The Emerging Category
The winning approach will likely be something that defies existing categories. Not quite observability (though it requires instrumentation). Not quite a data warehouse (though it captures cross-system context). Not quite a CRM or ERP (though it sits at the center of business operations).
Think of it as a "decision fabric".
An infrastructure that captures, stores, and makes queryable the complete context of business decisions across an organization. It needs real-time performance for the write path, sophisticated graph capabilities for modeling relationships, temporal consistency for audit and learning, and cross-system reach that no incumbent naturally possesses.
The companies building this category today (like Moltin) are placing a bold bet: that in five years, the most valuable enterprise platform won't be the one that stores the most customer records or the biggest data lake, but the one that has the richest, most complete record of how decisions are actually made.
The Strategic Stakes
If this thesis is correct (and the early evidence is compelling) we're witnessing the emergence of a new control point in enterprise architecture. The platform that captures decision context becomes the source of truth for AI autonomy, the system of record for institutional judgment, and the layer that incumbents must integrate with even as they compete.
This is why context graphs represent a trillion-dollar opportunity.
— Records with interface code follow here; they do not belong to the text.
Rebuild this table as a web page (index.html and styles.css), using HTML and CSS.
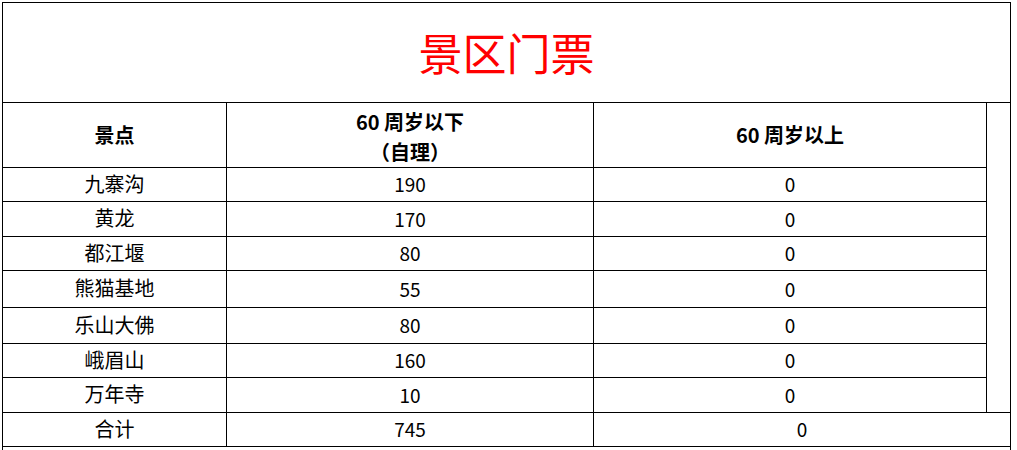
FILE: index.html
```html
<!DOCTYPE html>
<html lang="zh-CN">
<head>
<meta charset="utf-8">
<title>景区门票</title>
<link rel="stylesheet" href="styles.css">
</head>
<body>
<div class="sheet">
  <div class="cell title">景区门票</div>

  <div class="cell head">景点</div>
  <div class="cell head two"><span>60 周岁以下</span><span>（自理）</span></div>
  <div class="cell head">60 周岁以上</div>
  <div class="cell side"></div>

  <div class="cell name">九寨沟</div><div class="cell num">190</div><div class="cell num">0</div>
  <div class="cell name">黄龙</div><div class="cell num">170</div><div class="cell num">0</div>
  <div class="cell name">都江堰</div><div class="cell num">80</div><div class="cell num">0</div>
  <div class="cell name">熊猫基地</div><div class="cell num">55</div><div class="cell num">0</div>
  <div class="cell name">乐山大佛</div><div class="cell num">80</div><div class="cell num">0</div>
  <div class="cell name">峨眉山</div><div class="cell num">160</div><div class="cell num">0</div>
  <div class="cell name">万年寺</div><div class="cell num">10</div><div class="cell num">0</div>

  <div class="cell name">合计</div><div class="cell num">745</div><div class="cell num wide">0</div>

  <div class="cell foot"></div>
</div>
</body>
</html>
```

FILE: styles.css
```css
html, body {
  margin: 0;
  padding: 0;
  background: #fff;
}

body {
  padding: 2px 0 0 2px;
  font-family: "Noto Sans CJK SC", "Noto Sans", sans-serif;
  font-size: 20px;
  color: #000;
}

.sheet {
  display: grid;
  width: 1009px;
  box-sizing: border-box;
  grid-template-columns: 224px 367px 393px 24px;
  grid-template-rows: 100px 65px 34px 35px 34px 37px 36px 34px 35px 34px 3px;
  border-top: 1px solid #000;
  border-left: 1px solid #000;
}

.cell {
  box-sizing: border-box;
  border-right: 1px solid #000;
  border-bottom: 1px solid #000;
  display: flex;
  align-items: center;
  justify-content: center;
  line-height: 1;
  white-space: nowrap;
}

.name,
.num {
  padding-bottom: 2px;
}

.num {
  font-size: 19px;
}

.title {
  grid-column: 1 / span 4;
  color: #ff0000;
  font-size: 44px;
  padding-bottom: 1px;
}

.head {
  font-weight: 700;
}

.two {
  flex-direction: column;
  line-height: 30px;
  padding-top: 4px;
}

.side {
  grid-column: 4;
  grid-row: 2 / span 8;
}

.wide {
  grid-column: 3 / span 2;
}

.foot {
  grid-column: 1 / span 4;
  border-bottom: none;
}
```
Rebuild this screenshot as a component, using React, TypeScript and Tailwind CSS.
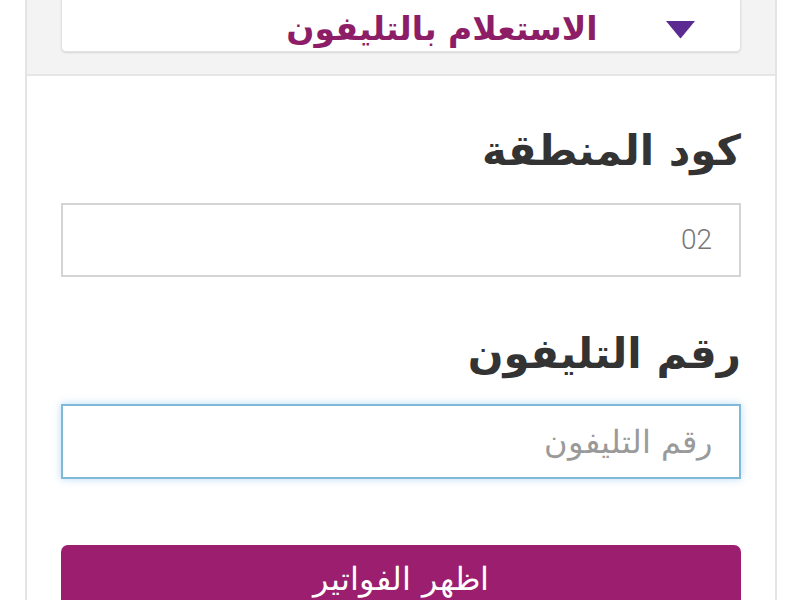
import React from "react";

const arabic = { fontFamily: '"DejaVu Sans", "Noto Sans", sans-serif' };

const App: React.FC = () => {
  return (
    <div dir="rtl" className="w-full h-[600px] bg-white overflow-hidden pl-[25px] pr-[23px]" style={arabic}>
      <div className="h-full border-x-2 border-[#e4e4e4]">
        {/* select header */}
        <div className="h-[76px] bg-[#f3f3f3] border-b-2 border-[#e6e6e6] px-[34px]">
          <div className="relative h-[52px] bg-white rounded-b-[5px] shadow-[0_1px_2px_rgba(0,0,0,0.12)] border-x border-b border-[#e2e2e2] flex items-end justify-center pl-[82px] pb-[6px]">
            <span className="text-[33px] leading-none font-bold text-[#8c1d66]">
              الاستعلام بالتليفون
            </span>
            <svg
              className="absolute left-[602px] top-[20px]"
              width="33"
              height="19"
              viewBox="0 0 33 19"
            >
              <path d="M2 1 L31 1 L17 18 Q16.5 18.6 16 18 Z" fill="#5b2b92" />
            </svg>
          </div>
        </div>

        {/* form body */}
        <div className="px-[34px] pt-[46px]">
          <label className="block text-[42px] leading-[58px] font-bold text-[#333]">
            كود المنطقة
          </label>
          <div className="mt-[23px] h-[74px] border-2 border-[#d4d4d4] flex items-center pr-[27px]">
            <span
              className="text-[28px] font-light text-[#777]"
              style={{ fontFamily: 'Roboto, "Liberation Sans", sans-serif' }}
            >
              02
            </span>
          </div>

          <label className="block mt-[48px] text-[42px] leading-[58px] font-bold text-[#333]">
            رقم التليفون
          </label>
          <div className="mt-[21px] h-[75px] border-2 border-[#80b8d8] shadow-[0_0_8px_rgba(102,175,233,0.45)] flex items-center pr-[27px]">
            <input
              className="w-full h-full bg-transparent outline-none text-[32px] font-extralight text-[#555] placeholder:text-[#9a9a9a]"
              placeholder="رقم التليفون"
              style={arabic}
            />
          </div>

          <button className="mt-[66px] w-full h-[80px] bg-[#9b1e6f] rounded-t-[7px] text-white text-[32px] font-light flex justify-center pt-[10px]">
            اظهر الفواتير
          </button>
        </div>
      </div>
    </div>
  );
};

export default App;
Not because they'll generate a trillion dollars in revenue (though they might), but because they'll fundamentally restructure where value and power reside in the enterprise stack.
For incumbents, the challenge is existential: adapt to a world where they're not at the center, or watch a new generation of platforms capture the most strategically valuable layer of the stack.
For startups, the opportunity is generational: build the infrastructure that makes AI autonomy possible, and you don't just build a successful company, you build the next platform that everything else is built on top of.
The race has started. The technical challenges are significant. The competitive dynamics are complex. But the prize for getting it right has rarely been larger.